## AIM
Copy every entry word for word, but skip the pictures.

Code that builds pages
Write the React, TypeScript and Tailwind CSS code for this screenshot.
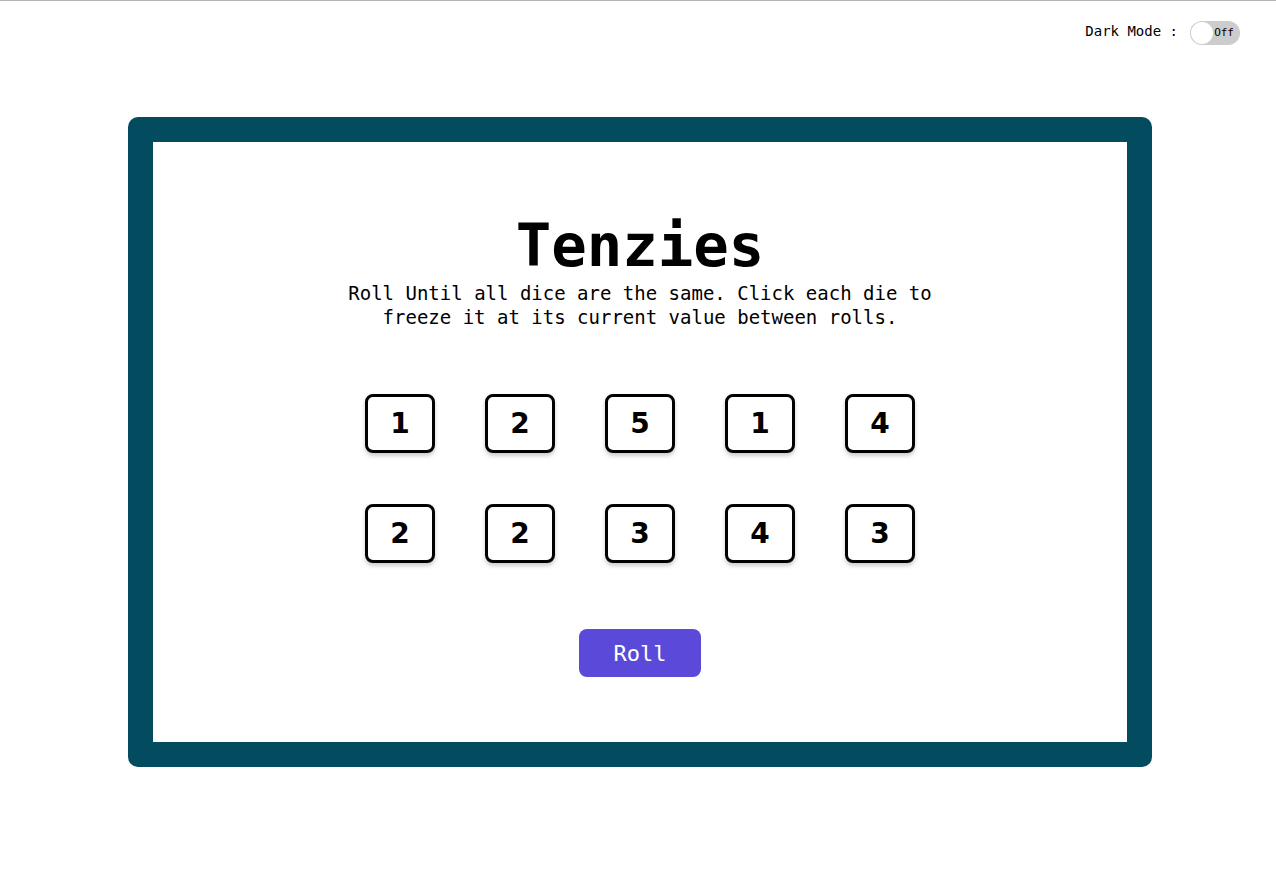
import { useState } from "react";

const mono = "font-['DejaVu_Sans_Mono','Liberation_Mono',monospace]";

function Die({ value, held, onClick }: { value: number; held: boolean; onClick: () => void }) {
  return (
    <button
      onClick={onClick}
      className={`w-[70px] h-[59px] rounded-lg border-[3px] border-black flex items-center justify-center text-[28px] font-bold text-black shadow-[0_3px_4px_rgba(0,0,0,0.2)] font-['DejaVu_Sans',sans-serif] ${
        held ? "bg-[#59e391]" : "bg-white"
      }`}
    >
      {value}
    </button>
  );
}

export default function App() {
  const [dark, setDark] = useState(false);
  const [dice, setDice] = useState(
    [1, 2, 5, 1, 4, 2, 2, 3, 4, 3].map((v, i) => ({ id: i, value: v, held: false }))
  );

  function roll() {
    setDice((d) => d.map((x) => (x.held ? x : { ...x, value: Math.ceil(Math.random() * 6) })));
  }

  function hold(id: number) {
    setDice((d) => d.map((x) => (x.id === id ? { ...x, held: !x.held } : x)));
  }

  return (
    <div className={`min-h-[882px] bg-white border-t border-[#b4b4b4] ${mono}`}>
      {/* Dark mode switch */}
      <div className="flex justify-end items-center gap-3 pt-5 pr-9 h-[44px]">
        <span className="text-[14px] text-black mb-[4px]">Dark Mode :</span>
        <button
          onClick={() => setDark(!dark)}
          className="relative w-[50px] h-[24px] rounded-full bg-[#cccccc] flex items-center"
          aria-label="Toggle dark mode"
        >
          <span className="absolute left-[1px] top-[1px] w-[22px] h-[22px] rounded-full bg-white" />
          <span className="ml-auto mr-[6px] text-[11px] text-black">{dark ? "On" : "Off"}</span>
        </button>
      </div>

      <main className="ml-[128px] mt-[72px] w-[1024px] h-[650px] bg-[#034b5f] rounded-[10px] p-[25px]">
        <div className="w-full h-full bg-white flex flex-col items-center pt-[74px]">
          <h1 className="text-[59px] leading-[60px] font-bold text-black">Tenzies</h1>
          <p className="mt-[5px] w-[600px] text-center text-[19px] leading-[24px] text-black">
            Roll Until all dice are the same. Click each die to freeze it at its current value between rolls.
          </p>

          <div className="mt-[65px] grid grid-cols-5 gap-x-[50px] gap-y-[51px]">
            {dice.map((d) => (
              <Die key={d.id} value={d.value} held={d.held} onClick={() => hold(d.id)} />
            ))}
          </div>

          <button
            onClick={roll}
            className="mt-[66px] w-[122px] h-[48px] rounded-lg bg-[#5b4ad9] text-white text-[22px]"
          >
            Roll
          </button>
        </div>
      </main>
    </div>
  );
}
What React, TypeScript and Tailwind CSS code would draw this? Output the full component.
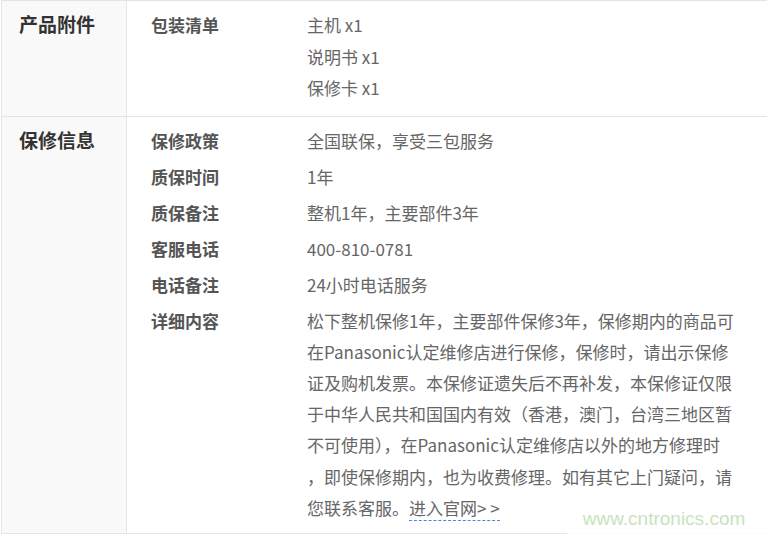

## RESULT BELOW
Write the React, TypeScript and Tailwind CSS code for this screenshot.
import { useState } from "react";

const mono = "font-['DejaVu_Sans_Mono','Liberation_Mono',monospace]";

function Die({ value, held, onClick }: { value: number; held: boolean; onClick: () => void }) {
  return (
    <button
      onClick={onClick}
      className={`w-[70px] h-[59px] rounded-lg border-[3px] border-black flex items-center justify-center text-[28px] font-bold text-black shadow-[0_3px_4px_rgba(0,0,0,0.2)] font-['DejaVu_Sans',sans-serif] ${
        held ? "bg-[#59e391]" : "bg-white"
      }`}
    >
      {value}
    </button>
  );
}

export default function App() {
  const [dark, setDark] = useState(false);
  const [dice, setDice] = useState(
    [1, 2, 5, 1, 4, 2, 2, 3, 4, 3].map((v, i) => ({ id: i, value: v, held: false }))
  );

  function roll() {
    setDice((d) => d.map((x) => (x.held ? x : { ...x, value: Math.ceil(Math.random() * 6) })));
  }

  function hold(id: number) {
    setDice((d) => d.map((x) => (x.id === id ? { ...x, held: !x.held } : x)));
  }

  return (
    <div className={`min-h-[882px] bg-white border-t border-[#b4b4b4] ${mono}`}>
      {/* Dark mode switch */}
      <div className="flex justify-end items-center gap-3 pt-5 pr-9 h-[44px]">
        <span className="text-[14px] text-black mb-[4px]">Dark Mode :</span>
        <button
          onClick={() => setDark(!dark)}
          className="relative w-[50px] h-[24px] rounded-full bg-[#cccccc] flex items-center"
          aria-label="Toggle dark mode"
        >
          <span className="absolute left-[1px] top-[1px] w-[22px] h-[22px] rounded-full bg-white" />
          <span className="ml-auto mr-[6px] text-[11px] text-black">{dark ? "On" : "Off"}</span>
        </button>
      </div>

      <main className="ml-[128px] mt-[72px] w-[1024px] h-[650px] bg-[#034b5f] rounded-[10px] p-[25px]">
        <div className="w-full h-full bg-white flex flex-col items-center pt-[74px]">
          <h1 className="text-[59px] leading-[60px] font-bold text-black">Tenzies</h1>
          <p className="mt-[5px] w-[600px] text-center text-[19px] leading-[24px] text-black">
            Roll Until all dice are the same. Click each die to freeze it at its current value between rolls.
          </p>

          <div className="mt-[65px] grid grid-cols-5 gap-x-[50px] gap-y-[51px]">
            {dice.map((d) => (
              <Die key={d.id} value={d.value} held={d.held} onClick={() => hold(d.id)} />
            ))}
          </div>

          <button
            onClick={roll}
            className="mt-[66px] w-[122px] h-[48px] rounded-lg bg-[#5b4ad9] text-white text-[22px]"
          >
            Roll
          </button>
        </div>
      </main>
    </div>
  );
}
What React, TypeScript and Tailwind CSS code would draw this? Output the full component.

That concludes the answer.